Although plaintiff used the accrual method of accounting in its income tax returns prior to 1945 it did not claim vacation pay deductions on an accrual basis for the years through 1946. It deducted only payments made during the tax year. In 1947 the Internal Revenue Service announced that taxpayers in general on certain conditions could deduct an accrual for vacation pay. Accordingly, in its return for that year plaintiff claimed for the first time a deduction for vacation payments made during 1947 and, in addition, the amount that accrued as a liability for 1947. There followed an audit by the Internal Revenue Service covering plaintiff's returns for the years 1943-47 inclusive. In its audit the Service not only disallowed the deduction for payments actually made in 1947 but also disallowed all similar deductions for the years 1943-46, contending that both prior and subsequent to the 1945 amendment plaintiff should have reported vacation deductions on an accrual basis rather than on the paid-out basis actually employed.

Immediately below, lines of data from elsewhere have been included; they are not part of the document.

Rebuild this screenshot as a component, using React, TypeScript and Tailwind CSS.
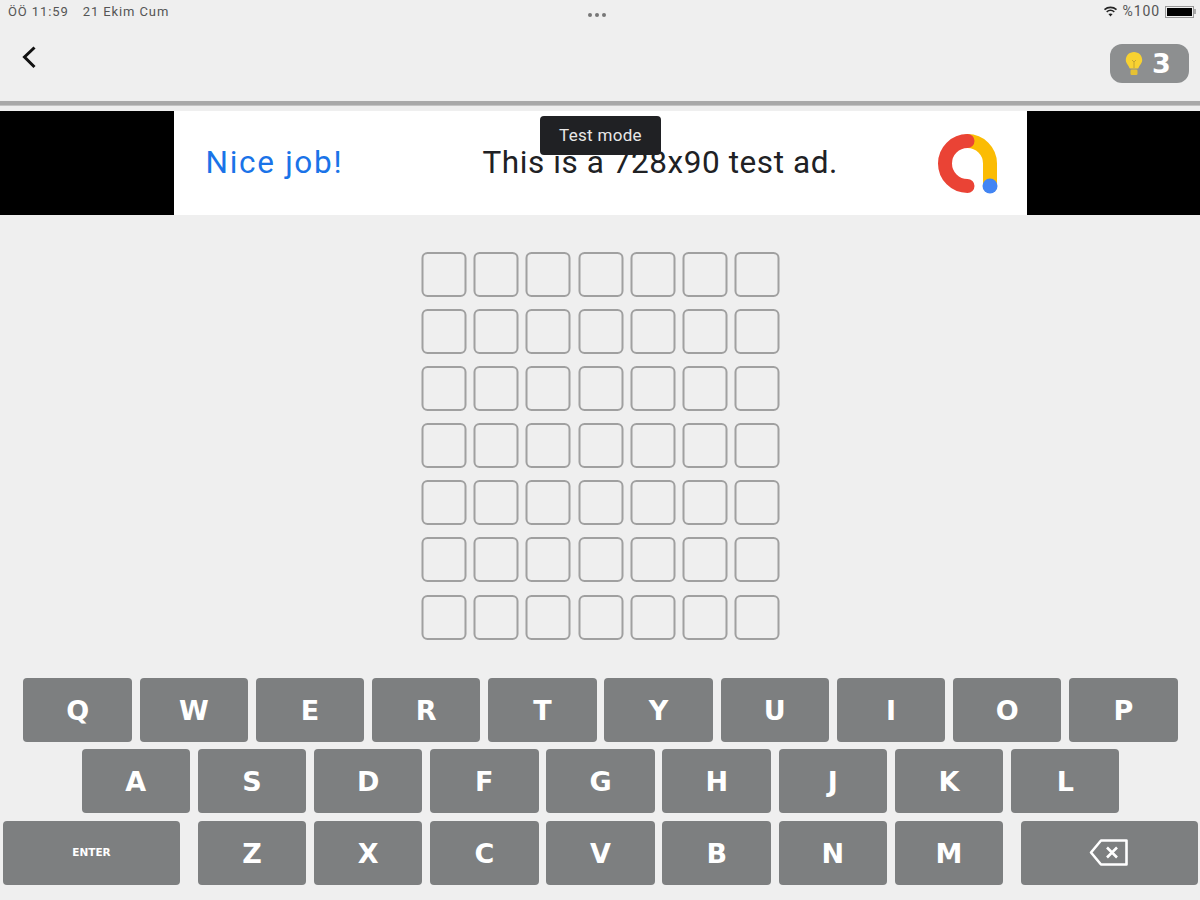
import React from "react";

const rows = ["QWERTYUIOP", "ASDFGHJKL", "ZXCVBNM"];

function Key({ label, wide, children }: { label?: string; wide?: boolean; children?: React.ReactNode }) {
  return (
    <div className={`${wide ? "w-[177px]" : "w-[108.4px]"} h-[64px] rounded-[4px] bg-[#7d7f80] flex items-center justify-center text-white text-[27px] font-bold font-['DejaVu_Sans',sans-serif]`}>
      {label ? <span className="mt-[3px]">{label}</span> : null}
      {children}
    </div>
  );
}

export default function App() {
  return (
    <div className="w-[1200px] h-[900px] overflow-hidden bg-[#efefef] flex flex-col font-['Roboto',sans-serif]">
      <div className="h-[25px] px-[8px] flex items-center justify-between text-[13px] tracking-[0.9px] text-[#555555] relative">
        <div className="flex gap-[14px] -mt-[2px]">
          <span>ÖÖ 11:59</span>
          <span>21 Ekim Cum</span>
        </div>
        <div className="absolute left-[588px] top-[13px] flex gap-[3px]">
          <span className="w-[4px] h-[4px] rounded-full bg-[#777777]" />
          <span className="w-[4px] h-[4px] rounded-full bg-[#777777]" />
          <span className="w-[4px] h-[4px] rounded-full bg-[#777777]" />
        </div>
        <div className="flex items-center gap-[5px] -mt-[2px] -mr-[4px]">
          <svg width="15" height="11" viewBox="0 0 14 11" fill="none" stroke="#222222" strokeWidth="1.6">
            <path d="M1 3.6 C4.5 .6 9.5 .6 13 3.6" />
            <path d="M3.2 5.8 C5.4 4 8.6 4 10.8 5.8" />
            <path d="M7 10.5 L4.9 8 C6 7.2 8 7.2 9.1 8 Z" fill="#222222" stroke="none" />
          </svg>
          <span className="text-[14px]">%100</span>
          <div className="flex items-center">
            <div className="w-[29px] h-[12px] border border-[#999999] p-[1px]">
              <div className="w-full h-full bg-black" />
            </div>
            <div className="w-[2px] h-[5px] bg-[#aaaaaa]" />
          </div>
        </div>
      </div>

      <div className="h-[76px] pl-[21px] pr-[22px] flex justify-between items-start">
        <svg className="mt-[20px]" width="16" height="25" viewBox="0 0 16 25" fill="none" stroke="#111111" strokeWidth="3">
          <path d="M13.5 2.5 L3.5 12 L13.5 22" />
        </svg>
        <div className="mt-[19px] -mr-[11px] w-[79px] h-[39px] rounded-[12px] bg-[#8d8f90] flex items-center pl-[15px] gap-[9px]">
          <svg width="18" height="26" viewBox="0 0 18 26">
            <path d="M9 1 C4.2 1 .8 4.6 .8 9 C.8 12.4 3.6 14.4 4.8 17.5 L13.2 17.5 C14.4 14.4 17.2 12.4 17.2 9 C17.2 4.6 13.8 1 9 1 Z" fill="#f8d231" />
            <rect x="5.5" y="18.5" width="7" height="5.5" rx="1.2" fill="#e6c133" />
            <path d="M7 9 L9 11 L11 9 M9 11 V17" stroke="#b89a30" strokeWidth="0.8" fill="none" />
          </svg>
          <span className="text-white text-[27px] font-bold leading-none font-['DejaVu_Sans',sans-serif]">3</span>
        </div>
      </div>

      <div className="h-[5px] bg-[#a9a9a9] border-b border-[#c4c4c4]" />
      <div className="h-[5px]" />

      <div className="h-[104px] bg-black flex justify-center relative">
        <div className="w-[853px] bg-white flex items-center pl-[32px] text-[31.5px] leading-none">
          <span className="w-[277px] text-[#1a73e8] tracking-[1.7px]">Nice job!</span>
          <span className="text-[#202124] tracking-[0.57px]">This is a 728x90 test ad.</span>
          <svg className="ml-[98px]" width="66" height="66" viewBox="0 0 66 66" fill="none">
            <path d="M31.5 11 A22.5 22.5 0 0 1 54 33.5 V56" stroke="#fbbc04" strokeWidth="14" strokeLinecap="round" />
            <path d="M31.5 11 A22.5 22.5 0 0 0 31.5 56" stroke="#ea4335" strokeWidth="14" strokeLinecap="round" />
            <circle cx="54" cy="56" r="7.5" fill="#4285f4" />
          </svg>
        </div>
        <div className="absolute left-[540px] top-[5px] w-[121px] h-[39px] rounded-[4px] bg-[#202124] flex items-center justify-center text-[#e8e8e8] text-[17px] tracking-[0.3px]">
          Test mode
        </div>
      </div>

      <div className="h-[37px]" />

      <div className="w-[358px] self-center grid grid-cols-7 gap-x-[7.2px] gap-y-[12.1px] translate-x-[0.5px]">
        {Array.from({ length: 49 }, (_, i) => (
          <div key={i} className="w-[45px] h-[45px] rounded-[6px] border-2 border-[#a0a0a0]" />
        ))}
      </div>

      <div className="h-[38px]" />

      <div className="flex flex-col gap-[7.6px] pl-[3px] pr-[2px]">
        <div className="flex justify-center gap-[7.8px]">
          {rows[0].split("").map((c) => <Key key={c} label={c} />)}
        </div>
        <div className="flex justify-center gap-[7.8px]">
          {rows[1].split("").map((c) => <Key key={c} label={c} />)}
        </div>
        <div className="flex justify-between">
          <Key wide>
            <span className="text-[10.5px]">ENTER</span>
          </Key>
          <div className="flex gap-[7.8px]">
            {rows[2].split("").map((c) => <Key key={c} label={c} />)}
          </div>
          <Key wide>
            <svg width="40" height="29" viewBox="0 0 40 29" fill="none" stroke="white" strokeWidth="2.6" strokeLinejoin="round">
              <path d="M12 2.5 H37.5 V26.5 H12 L2 14.5 Z" />
              <path d="M18 9.5 L28 19.5 M28 9.5 L18 19.5" />
            </svg>
          </Key>
        </div>
      </div>
    </div>
  );
}
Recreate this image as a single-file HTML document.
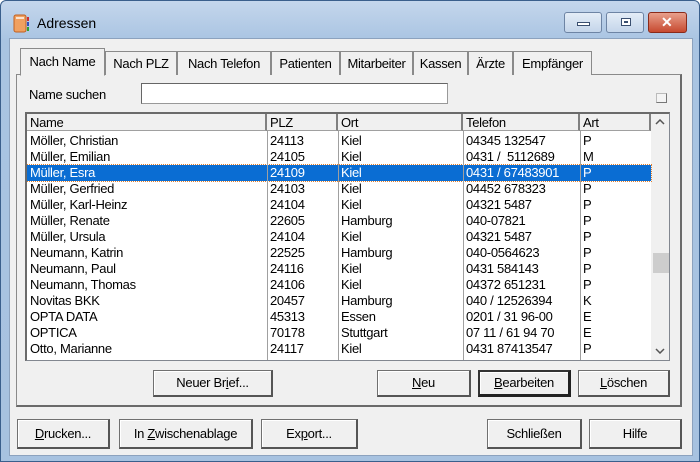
<!DOCTYPE html>
<html><head><meta charset="utf-8"><style>
*{box-sizing:border-box;margin:0;padding:0}
body{width:700px;height:462px;overflow:hidden;font-family:"Liberation Sans",sans-serif;font-size:12px;color:#000;background:#fff;letter-spacing:-0.3px}
.win{position:absolute;left:0;top:0;width:700px;height:462px;background:linear-gradient(#c4d6ec,#a9c4e2 40px,#a7c2e0);border:1px solid #3a5f8c;border-radius:6px 6px 0 0}
.client{position:absolute;left:8px;top:37px;width:684px;height:418px;background:#f0f0f0;border:1px solid #8ca2be}
.abs{position:absolute}
.title{left:36px;top:14px;font-size:14px;color:#000;letter-spacing:0}
.tb{position:absolute;top:11px;height:21px;border:1px solid #6d84a4;border-radius:3px;background:linear-gradient(#e4edf7,#c4d5ea)}
.tab{position:absolute;top:50px;height:24px;border:1px solid #8a8a8a;border-bottom:none;background:#f0f0f0;padding:4px 0;white-space:nowrap;font-size:13px;text-align:center}
.panel{position:absolute;left:15px;top:73px;width:666px;height:333px;border:1px solid #8a8a8a;border-right:2px solid #6a6a6a;border-bottom:2px solid #6a6a6a;background:#f0f0f0}
.list{position:absolute;left:24px;top:111px;width:645px;height:249px;border:1px solid #828790;border-top:2px solid #6a6a6a;border-left:2px solid #6a6a6a;background:#fff;overflow:hidden}
.hdr{position:absolute;top:0;height:17px;background:#f0f0f0;border-right:2px solid #808080;border-bottom:1px solid #a0a0a0;padding:1px 3px;font-size:13px}
.row{position:absolute;left:0;width:624px;height:16px;font-size:13px}
.row span{position:absolute;top:0;padding-left:3px;line-height:16px}
.sel{background:#0a6dd3;color:#fff;outline:1px dotted #e08030}
.btn{position:absolute;border:1px solid #707070;border-right:2px solid #555;border-bottom:2px solid #555;background:#f0f0f0;text-align:center;font-size:13px;box-shadow:inset 1px 1px #fff}
.sb{position:absolute;left:624px;top:0;width:18px;height:247px;background:#f0f0f0}
</style></head><body>
<div class="win">
<svg class="abs" style="left:12px;top:13px" width="18" height="20"><rect x="1" y="1" width="12" height="17" rx="2" fill="#f0a060" stroke="#c06020"/><rect x="3" y="3" width="8" height="2" fill="#fff" opacity=".7"/><rect x="14" y="3" width="2" height="4" fill="#d03030"/><rect x="14" y="8" width="2" height="4" fill="#3050c0"/><rect x="14" y="13" width="2" height="4" fill="#30a030"/></svg>
<div class="abs title">Adressen</div>
<div class="tb" style="left:563px;width:38px"><div class="abs" style="left:12px;top:9px;width:13px;height:4px;background:#fff;border:1px solid #3a4f70"></div></div>
<div class="tb" style="left:605px;width:38px"><div class="abs" style="left:14px;top:5px;width:10px;height:8px;border:1px solid #3a4f70;background:#fff"><div class="abs" style="left:2px;top:2px;width:4px;height:2px;background:#3a4f70"></div></div></div>
<div class="tb" style="left:647px;width:39px;background:linear-gradient(#e8a08c,#c74a30);border-color:#8a2a1a"><div class="abs" style="left:12px;top:1px;color:#fff;font-weight:bold;font-size:14px">✕</div></div>
<div class="client"></div>
<div class="panel"></div>
<div class="tab" style="left:19px;top:47px;width:85px;height:28px;border-bottom:1px solid #f0f0f0;z-index:2;padding-top:5px">Nach Name</div>
<div class="tab" style="left:104px;width:72px">Nach PLZ</div>
<div class="tab" style="left:176px;width:94px">Nach Telefon</div>
<div class="tab" style="left:270px;width:69px">Patienten</div>
<div class="tab" style="left:339px;width:73px">Mitarbeiter</div>
<div class="tab" style="left:412px;width:55px">Kassen</div>
<div class="tab" style="left:467px;width:45px">Ärzte</div>
<div class="tab" style="left:512px;width:79px">Empfänger</div>
<div class="abs" style="left:28px;top:86px;font-size:13px">Name suchen</div>
<div class="abs" style="left:140px;top:82px;width:307px;height:21px;background:#fff;border:1px solid #999;border-top-color:#666;border-left-color:#666"></div>
<div class="abs" style="left:655px;top:92px;width:11px;height:10px;border:1px solid #bbb;border-right-color:#777;border-bottom-color:#777;background:#f4f4f4"></div>
<div class="list">
<div class="hdr" style="left:0;width:240px">Name</div>
<div class="hdr" style="left:240px;width:71px">PLZ</div>
<div class="hdr" style="left:311px;width:125px">Ort</div>
<div class="hdr" style="left:436px;width:117px">Telefon</div>
<div class="hdr" style="left:553px;width:71px">Art</div>
<div class="sb"><svg class="abs" style="left:4px;top:5px" width="10" height="6"><path d="M1 5L5 1L9 5" fill="none" stroke="#555" stroke-width="1.5"/></svg><div class="abs" style="left:2px;top:139px;width:16px;height:20px;background:#cdcdcd"></div><svg class="abs" style="left:4px;top:234px" width="10" height="6"><path d="M1 1L5 5L9 1" fill="none" stroke="#555" stroke-width="1.5"/></svg></div>
<div class="row" style="top:19px"><span style="left:0">Möller, Christian</span><span style="left:240px">24113</span><span style="left:311px">Kiel</span><span style="left:436px">04345 132547</span><span style="left:553px">P</span></div>
<div class="row" style="top:35px"><span style="left:0">Müller, Emilian</span><span style="left:240px">24105</span><span style="left:311px">Kiel</span><span style="left:436px">0431 /&nbsp; 5112689</span><span style="left:553px">M</span></div>
<div class="row sel" style="top:51px"><span style="left:0">Müller, Esra</span><span style="left:240px">24109</span><span style="left:311px">Kiel</span><span style="left:436px">0431 / 67483901</span><span style="left:553px">P</span></div>
<div class="row" style="top:67px"><span style="left:0">Müller, Gerfried</span><span style="left:240px">24103</span><span style="left:311px">Kiel</span><span style="left:436px">04452 678323</span><span style="left:553px">P</span></div>
<div class="row" style="top:83px"><span style="left:0">Müller, Karl-Heinz</span><span style="left:240px">24104</span><span style="left:311px">Kiel</span><span style="left:436px">04321 5487</span><span style="left:553px">P</span></div>
<div class="row" style="top:99px"><span style="left:0">Müller, Renate</span><span style="left:240px">22605</span><span style="left:311px">Hamburg</span><span style="left:436px">040-07821</span><span style="left:553px">P</span></div>
<div class="row" style="top:115px"><span style="left:0">Müller, Ursula</span><span style="left:240px">24104</span><span style="left:311px">Kiel</span><span style="left:436px">04321 5487</span><span style="left:553px">P</span></div>
<div class="row" style="top:131px"><span style="left:0">Neumann, Katrin</span><span style="left:240px">22525</span><span style="left:311px">Hamburg</span><span style="left:436px">040-0564623</span><span style="left:553px">P</span></div>
<div class="row" style="top:147px"><span style="left:0">Neumann, Paul</span><span style="left:240px">24116</span><span style="left:311px">Kiel</span><span style="left:436px">0431 584143</span><span style="left:553px">P</span></div>
<div class="row" style="top:163px"><span style="left:0">Neumann, Thomas</span><span style="left:240px">24106</span><span style="left:311px">Kiel</span><span style="left:436px">04372 651231</span><span style="left:553px">P</span></div>
<div class="row" style="top:179px"><span style="left:0">Novitas BKK</span><span style="left:240px">20457</span><span style="left:311px">Hamburg</span><span style="left:436px">040 / 12526394</span><span style="left:553px">K</span></div>
<div class="row" style="top:195px"><span style="left:0">OPTA DATA</span><span style="left:240px">45313</span><span style="left:311px">Essen</span><span style="left:436px">0201 / 31 96-00</span><span style="left:553px">E</span></div>
<div class="row" style="top:211px"><span style="left:0">OPTICA</span><span style="left:240px">70178</span><span style="left:311px">Stuttgart</span><span style="left:436px">07 11 / 61 94 70</span><span style="left:553px">E</span></div>
<div class="row" style="top:227px"><span style="left:0">Otto, Marianne</span><span style="left:240px">24117</span><span style="left:311px">Kiel</span><span style="left:436px">0431 87413547</span><span style="left:553px">P</span></div>
<div class="abs" style="left:240px;top:17px;width:1px;height:230px;background:#a0a0a0"></div>
<div class="abs" style="left:311px;top:17px;width:1px;height:230px;background:#a0a0a0"></div>
<div class="abs" style="left:436px;top:17px;width:1px;height:230px;background:#a0a0a0"></div>
<div class="abs" style="left:553px;top:17px;width:1px;height:230px;background:#a0a0a0"></div>
</div>
<div class="btn" style="left:152px;top:369px;width:120px;height:27px;line-height:24px">Neuer Br<u>i</u>ef...</div>
<div class="btn" style="left:376px;top:369px;width:94px;height:27px;line-height:24px"><u>N</u>eu</div>
<div class="btn" style="left:477px;top:369px;width:93px;height:27px;line-height:22px;border:2px solid #333;border-right:3px solid #222;border-bottom:3px solid #222"><u>B</u>earbeiten</div>
<div class="btn" style="left:577px;top:369px;width:92px;height:27px;line-height:24px"><u>L</u>öschen</div>
<div class="btn" style="left:16px;top:418px;width:93px;height:30px;line-height:27px"><u>D</u>rucken...</div>
<div class="btn" style="left:118px;top:418px;width:134px;height:30px;line-height:27px">In <u>Z</u>wischenablage</div>
<div class="btn" style="left:260px;top:418px;width:97px;height:30px;line-height:27px">Ex<u>p</u>ort...</div>
<div class="btn" style="left:486px;top:418px;width:95px;height:30px;line-height:27px">Schließen</div>
<div class="btn" style="left:588px;top:418px;width:93px;height:30px;line-height:27px">Hilfe</div>
</div>
</body></html>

In the readjustments incident to its accrual method of calculation the Service found some increases in the allowable deductions for 1943 and 1944, and also for 1945 insofar as accruals alone were concerned. But the total deductions claimed by taxpayer for 1945, the first year of operations under the new plan, exceeded the Service computations due to taxpayer's claim of deductions for payments actually made that year under the old plan as well as those accrued under the new.

The question comes down to whether prior to the 1945 amendment the liability of plaintiff for vacation pay was so fixed and certain as necessarily to require deduction each year on an accrual basis. We think not, in the absence of any regulation so prescribing. As previously noted, payment to an employee was not to be made under the old plan if, after qualifying for vacation pay, the employee voluntarily resigned, was discharged for cause, failed to take his vacation before retirement, or died before taking his vacation. Plaintiff construes these provisions as conditions precedent to any liability on its part, that is, the employee was required to be in the employ of the employer at the time of the scheduled vacation: until this condition was met there was no liability which would warrant taking a deduction on an accrual basis. While in the several court decisions cited to us by the parties statements may be found which might be advanced on both sides of this question, we think plaintiff's position is a reasonable one.

"When * * * the obligation to pay is contingent upon the happening of some future event, there is no certainty that it will be paid or will accrue." Helvering v. Russian Finance & Construction Corp., 2 Cir., 1935, 77 F.2d 324, 327. And in Tennessee Consolidated Coal Co., 1950, 15 T.C. 424, the court disallowed deductions for vacation pay on an accrual basis because the taxpayer's liability was not absolute, stating, "Liability *646 for payment in the instant case depended on a condition precedent, i. e., whether or not the miners, individually, were working for the company on the date [of the proposed payments] required in the contract. * * *" Here the original plan required no less. Moreover, it was reasonable for plaintiff to conclude that under the original vacation plan its income would be more clearly reflected, see §§ 41 and 43 of the Internal Revenue Code of 1939, 26 U.S.C. §§ 41, 43, by deducting only vacation payments actually made.

It is noted that in 1958 the Internal Revenue Service in its Rev.Rul. 58-340, 1958 Int.Rev.Bull. No. 28, at 19, ruled:

"Accrual-method taxpayers who have been deducting vacation pay on a paid basis and who adopt completely vested vacation pay plans may deduct, in the taxable year in which they adopt such a plan, payments made during such taxable year under the old plan as well as vacation pay accrued at the end of such taxable year under the new vested plan."

Although, of course, this ruling was not in effect at times here relevant, it is present approval of the course adopted by plaintiff at an earlier period.

While, as we have indicated, the case is not free of doubt, we are constrained to hold that the plaintiff was justified in not utilizing the accrual system in taking its deductions for vacation pay prior to the 1945 amendment. After the amendment, which eliminated the uncertainty, plaintiff in the transition year 1945 should be permitted to deduct the payments made in that year plus an amount representing the liability accrued at the end of the year.

Plaintiff is therefore entitled to recover with interest thereon as provided by law, and judgment will be entered to that effect. The amount of recovery will be determined pursuant to Rule 38(c), 28 U.S.C.

JONES, Chief Judge, and LARAMORE, MADDEN, and WHITAKER, Judges, concur.